*Task goal:* Search the material below for the string "table" and extract each line that has it.

— Start of Material provided —

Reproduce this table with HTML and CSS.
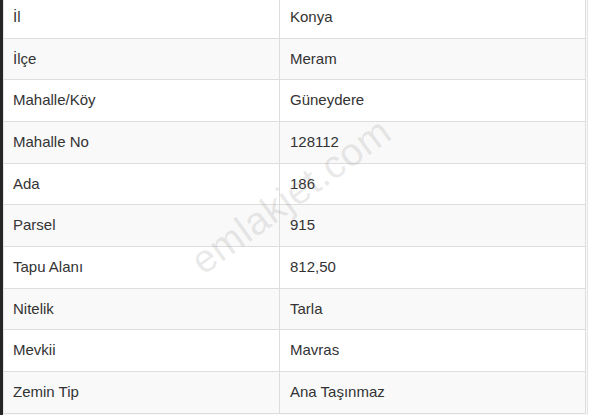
FILE: index.html
```html
<!DOCTYPE html>
<html lang="tr">
<head>
<meta charset="utf-8">
<link rel="stylesheet" href="styles.css">
</head>
<body>
<div class="sheet">
  <table class="info">
    <tbody>
      <tr><td class="key">İl</td><td class="val">Konya</td></tr>
      <tr><td class="key">İlçe</td><td class="val">Meram</td></tr>
      <tr><td class="key">Mahalle/Köy</td><td class="val">Güneydere</td></tr>
      <tr><td class="key">Mahalle No</td><td class="val">128112</td></tr>
      <tr><td class="key">Ada</td><td class="val">186</td></tr>
      <tr><td class="key">Parsel</td><td class="val">915</td></tr>
      <tr><td class="key">Tapu Alanı</td><td class="val">812,50</td></tr>
      <tr><td class="key">Nitelik</td><td class="val">Tarla</td></tr>
      <tr><td class="key">Mevkii</td><td class="val">Mavras</td></tr>
      <tr><td class="key">Zemin Tip</td><td class="val">Ana Taşınmaz</td></tr>
    </tbody>
  </table>
  <div class="watermark">emlakjet.com</div>
</div>
</body>
</html>
```
FILE: styles.css
```css
html, body {
  margin: 0;
  padding: 0;
  background: #fff;
  height: 415px;
  overflow: hidden;
}
body {
  font-family: "Liberation Sans", Arial, sans-serif;
  font-size: 15px;
  color: #333;
}
.sheet {
  position: relative;
  width: 583px;
  height: 418px;
  margin-top: -3px;
  border-left: 3px solid #262626;
  border-right: 1px solid #e4e4e4;
  padding-right: 1px;
  background: #fafafa;
}
.info {
  width: 100%;
  border-collapse: collapse;
  table-layout: fixed;
  border-left: 1px solid #e4e4e4;
  border-right: 1px solid #ddd;
  border-bottom: 1px solid #ddd;
  background: #fff;
}
.info td {
  padding: 10px 10px;
  line-height: 20.65px;
  border-top: 1px solid #ddd;
  white-space: nowrap;
}
.info tr:first-child td {
  border-top: none;
}
.info tr:nth-child(even) td {
  background: #f9f9f9;
}
.info td.key {
  width: 256px;
  padding-left: 9px;
  border-right: 1px solid #ddd;
}
.info td.val {
  padding-left: 10px;
}
.watermark {
  position: absolute;
  left: 170px;
  top: 177px;
  font-family: "Liberation Sans", Arial, sans-serif;
  font-size: 39px;
  letter-spacing: 0.5px;
  color: rgba(120, 120, 120, 0.16);
  transform: rotate(-36deg);
  transform-origin: center;
  pointer-events: none;
}
```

— End of Material provided —

*Result of the task:*
Reproduce this table with HTML and CSS.
  <table class="info">
  </table>
  table-layout: fixed;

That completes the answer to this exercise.